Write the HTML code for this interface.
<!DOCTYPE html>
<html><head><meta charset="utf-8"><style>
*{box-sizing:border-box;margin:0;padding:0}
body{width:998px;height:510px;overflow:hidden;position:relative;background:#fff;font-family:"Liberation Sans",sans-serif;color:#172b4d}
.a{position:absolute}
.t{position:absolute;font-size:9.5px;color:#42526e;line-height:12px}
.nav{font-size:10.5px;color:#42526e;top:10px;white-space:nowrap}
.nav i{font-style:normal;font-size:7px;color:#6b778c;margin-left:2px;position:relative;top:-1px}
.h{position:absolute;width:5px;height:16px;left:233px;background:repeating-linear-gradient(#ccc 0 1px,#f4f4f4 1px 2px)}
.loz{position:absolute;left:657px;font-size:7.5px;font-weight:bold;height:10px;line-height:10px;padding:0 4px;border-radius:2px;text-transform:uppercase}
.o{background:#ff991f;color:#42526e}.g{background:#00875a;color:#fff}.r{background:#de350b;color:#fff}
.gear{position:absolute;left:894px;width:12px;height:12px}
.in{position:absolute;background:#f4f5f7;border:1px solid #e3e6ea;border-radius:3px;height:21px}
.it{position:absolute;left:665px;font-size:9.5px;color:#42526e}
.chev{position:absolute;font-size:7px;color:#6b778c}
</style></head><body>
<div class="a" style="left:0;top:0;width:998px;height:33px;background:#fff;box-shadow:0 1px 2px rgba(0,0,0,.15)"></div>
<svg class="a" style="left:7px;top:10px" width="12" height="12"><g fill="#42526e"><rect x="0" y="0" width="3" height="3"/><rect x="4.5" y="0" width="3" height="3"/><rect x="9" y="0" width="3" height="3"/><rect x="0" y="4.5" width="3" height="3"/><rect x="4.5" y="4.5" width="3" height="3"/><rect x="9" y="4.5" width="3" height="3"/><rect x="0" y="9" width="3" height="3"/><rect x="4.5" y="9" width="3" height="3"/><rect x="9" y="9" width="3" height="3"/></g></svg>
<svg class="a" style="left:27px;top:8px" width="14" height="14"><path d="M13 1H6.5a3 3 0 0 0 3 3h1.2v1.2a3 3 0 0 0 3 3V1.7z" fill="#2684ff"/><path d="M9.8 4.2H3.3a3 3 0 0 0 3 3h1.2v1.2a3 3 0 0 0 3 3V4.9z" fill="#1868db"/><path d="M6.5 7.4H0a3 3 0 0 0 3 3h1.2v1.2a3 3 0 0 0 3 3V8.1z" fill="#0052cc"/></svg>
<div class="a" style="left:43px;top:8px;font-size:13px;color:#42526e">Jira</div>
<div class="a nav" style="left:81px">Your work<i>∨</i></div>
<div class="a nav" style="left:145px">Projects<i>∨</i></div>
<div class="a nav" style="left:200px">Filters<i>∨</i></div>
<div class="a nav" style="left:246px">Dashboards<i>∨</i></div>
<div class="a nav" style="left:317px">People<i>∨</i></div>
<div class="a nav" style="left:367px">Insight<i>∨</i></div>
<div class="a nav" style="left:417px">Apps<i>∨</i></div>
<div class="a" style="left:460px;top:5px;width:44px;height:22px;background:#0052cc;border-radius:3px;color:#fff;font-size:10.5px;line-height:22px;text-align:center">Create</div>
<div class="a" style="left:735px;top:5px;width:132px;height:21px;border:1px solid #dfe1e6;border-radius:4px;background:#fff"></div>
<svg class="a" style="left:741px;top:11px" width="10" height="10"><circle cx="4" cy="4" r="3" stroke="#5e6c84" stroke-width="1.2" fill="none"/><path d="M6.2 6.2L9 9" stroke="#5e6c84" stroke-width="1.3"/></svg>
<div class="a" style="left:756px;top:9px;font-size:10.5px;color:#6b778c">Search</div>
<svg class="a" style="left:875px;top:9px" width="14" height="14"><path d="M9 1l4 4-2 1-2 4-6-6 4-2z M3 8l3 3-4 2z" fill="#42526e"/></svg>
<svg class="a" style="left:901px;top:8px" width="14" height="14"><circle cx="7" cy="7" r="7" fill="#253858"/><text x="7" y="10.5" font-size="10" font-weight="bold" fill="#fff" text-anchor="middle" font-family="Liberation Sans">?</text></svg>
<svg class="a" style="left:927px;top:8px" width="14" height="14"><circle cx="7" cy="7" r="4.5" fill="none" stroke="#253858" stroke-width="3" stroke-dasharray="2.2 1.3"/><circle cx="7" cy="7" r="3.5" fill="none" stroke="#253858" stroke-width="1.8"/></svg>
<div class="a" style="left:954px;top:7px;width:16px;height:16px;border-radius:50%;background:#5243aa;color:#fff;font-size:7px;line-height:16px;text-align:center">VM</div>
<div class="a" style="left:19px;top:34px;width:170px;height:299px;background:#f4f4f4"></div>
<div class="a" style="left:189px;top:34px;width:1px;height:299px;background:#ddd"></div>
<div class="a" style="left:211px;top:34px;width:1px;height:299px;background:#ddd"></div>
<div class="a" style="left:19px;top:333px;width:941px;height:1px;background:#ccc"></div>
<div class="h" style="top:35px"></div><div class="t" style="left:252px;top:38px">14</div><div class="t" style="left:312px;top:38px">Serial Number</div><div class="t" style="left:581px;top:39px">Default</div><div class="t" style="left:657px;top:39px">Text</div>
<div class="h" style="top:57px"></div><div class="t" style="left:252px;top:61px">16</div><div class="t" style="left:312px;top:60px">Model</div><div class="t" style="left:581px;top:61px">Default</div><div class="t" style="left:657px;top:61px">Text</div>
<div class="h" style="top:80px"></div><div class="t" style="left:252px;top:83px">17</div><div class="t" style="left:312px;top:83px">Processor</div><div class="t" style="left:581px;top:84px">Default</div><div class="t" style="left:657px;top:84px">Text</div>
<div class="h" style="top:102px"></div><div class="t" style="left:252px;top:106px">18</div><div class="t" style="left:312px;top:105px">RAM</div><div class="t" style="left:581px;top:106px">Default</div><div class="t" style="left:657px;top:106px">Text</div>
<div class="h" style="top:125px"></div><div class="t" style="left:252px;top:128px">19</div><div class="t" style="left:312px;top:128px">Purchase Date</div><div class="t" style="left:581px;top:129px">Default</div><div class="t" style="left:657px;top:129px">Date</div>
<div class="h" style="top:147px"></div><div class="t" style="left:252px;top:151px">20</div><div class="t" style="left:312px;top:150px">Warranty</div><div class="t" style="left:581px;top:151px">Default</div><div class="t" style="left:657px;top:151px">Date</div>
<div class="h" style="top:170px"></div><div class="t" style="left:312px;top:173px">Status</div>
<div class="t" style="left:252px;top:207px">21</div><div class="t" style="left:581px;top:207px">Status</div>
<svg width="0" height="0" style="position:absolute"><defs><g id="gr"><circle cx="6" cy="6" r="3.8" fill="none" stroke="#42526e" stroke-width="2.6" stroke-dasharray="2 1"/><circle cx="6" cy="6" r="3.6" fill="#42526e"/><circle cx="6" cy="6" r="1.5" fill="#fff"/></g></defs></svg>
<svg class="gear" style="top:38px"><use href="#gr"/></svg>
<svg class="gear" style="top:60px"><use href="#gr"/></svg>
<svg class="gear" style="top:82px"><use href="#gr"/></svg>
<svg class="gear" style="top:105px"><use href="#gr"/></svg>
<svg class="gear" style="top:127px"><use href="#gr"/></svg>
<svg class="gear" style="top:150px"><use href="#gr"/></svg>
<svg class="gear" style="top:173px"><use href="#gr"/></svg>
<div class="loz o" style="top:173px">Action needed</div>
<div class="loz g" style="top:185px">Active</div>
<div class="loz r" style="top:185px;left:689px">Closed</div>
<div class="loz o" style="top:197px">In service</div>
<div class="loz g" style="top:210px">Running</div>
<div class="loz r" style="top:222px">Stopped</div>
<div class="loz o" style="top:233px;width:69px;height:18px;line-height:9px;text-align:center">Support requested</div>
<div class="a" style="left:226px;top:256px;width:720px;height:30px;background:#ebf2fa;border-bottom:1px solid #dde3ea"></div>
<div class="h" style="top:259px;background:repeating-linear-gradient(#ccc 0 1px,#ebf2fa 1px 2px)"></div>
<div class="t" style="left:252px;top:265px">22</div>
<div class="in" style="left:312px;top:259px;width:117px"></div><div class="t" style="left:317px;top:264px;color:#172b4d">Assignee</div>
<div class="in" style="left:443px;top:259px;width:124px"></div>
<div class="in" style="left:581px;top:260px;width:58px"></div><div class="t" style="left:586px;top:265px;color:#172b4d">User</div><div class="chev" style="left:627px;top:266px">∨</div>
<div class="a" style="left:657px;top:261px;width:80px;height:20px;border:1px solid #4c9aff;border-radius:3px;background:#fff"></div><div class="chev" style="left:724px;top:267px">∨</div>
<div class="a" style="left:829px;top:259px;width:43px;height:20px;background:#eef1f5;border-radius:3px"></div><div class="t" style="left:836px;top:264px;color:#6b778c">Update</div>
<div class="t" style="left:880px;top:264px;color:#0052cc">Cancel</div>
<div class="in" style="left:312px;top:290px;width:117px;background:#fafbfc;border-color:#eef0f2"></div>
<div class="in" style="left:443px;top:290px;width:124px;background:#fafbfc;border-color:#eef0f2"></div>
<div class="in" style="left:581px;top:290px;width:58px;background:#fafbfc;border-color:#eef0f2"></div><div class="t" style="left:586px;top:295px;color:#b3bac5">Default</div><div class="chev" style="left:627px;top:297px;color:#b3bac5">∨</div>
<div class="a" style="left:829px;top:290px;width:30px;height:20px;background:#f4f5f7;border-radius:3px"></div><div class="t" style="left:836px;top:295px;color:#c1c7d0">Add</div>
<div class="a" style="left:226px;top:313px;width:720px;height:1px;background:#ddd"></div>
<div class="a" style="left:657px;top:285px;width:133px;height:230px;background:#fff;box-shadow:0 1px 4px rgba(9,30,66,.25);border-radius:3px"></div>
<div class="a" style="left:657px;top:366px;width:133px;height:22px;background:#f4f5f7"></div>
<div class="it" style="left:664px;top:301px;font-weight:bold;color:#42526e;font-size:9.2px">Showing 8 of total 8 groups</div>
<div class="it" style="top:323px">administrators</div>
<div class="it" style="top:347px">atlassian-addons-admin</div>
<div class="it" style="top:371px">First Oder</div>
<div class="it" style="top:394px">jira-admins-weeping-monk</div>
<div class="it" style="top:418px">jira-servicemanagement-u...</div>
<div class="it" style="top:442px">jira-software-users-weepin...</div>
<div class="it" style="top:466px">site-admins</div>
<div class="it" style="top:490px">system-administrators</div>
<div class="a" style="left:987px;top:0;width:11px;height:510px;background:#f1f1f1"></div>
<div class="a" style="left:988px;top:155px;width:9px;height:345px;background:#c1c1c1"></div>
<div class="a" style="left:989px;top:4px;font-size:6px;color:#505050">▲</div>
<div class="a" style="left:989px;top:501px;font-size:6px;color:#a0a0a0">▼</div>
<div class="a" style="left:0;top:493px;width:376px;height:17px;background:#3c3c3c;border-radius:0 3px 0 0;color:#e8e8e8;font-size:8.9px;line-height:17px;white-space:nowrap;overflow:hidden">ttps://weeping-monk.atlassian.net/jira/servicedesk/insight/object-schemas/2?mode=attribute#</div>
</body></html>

--

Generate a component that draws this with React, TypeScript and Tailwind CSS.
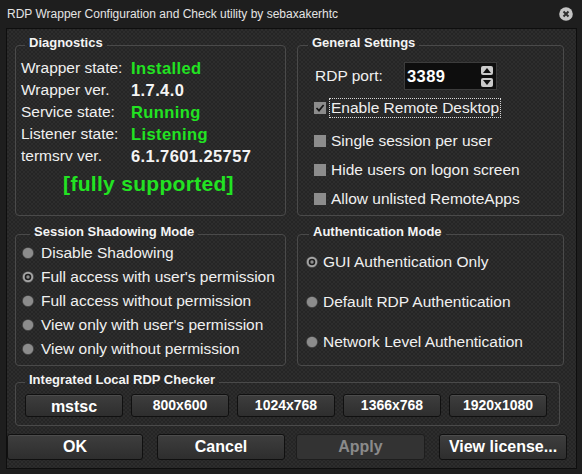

* [What is expected]:
Report all lines of the data above that include the string "this".

* [Written solution]:
Write the HTML code for this interface.
Generate a component that draws this with React, TypeScript and Tailwind CSS.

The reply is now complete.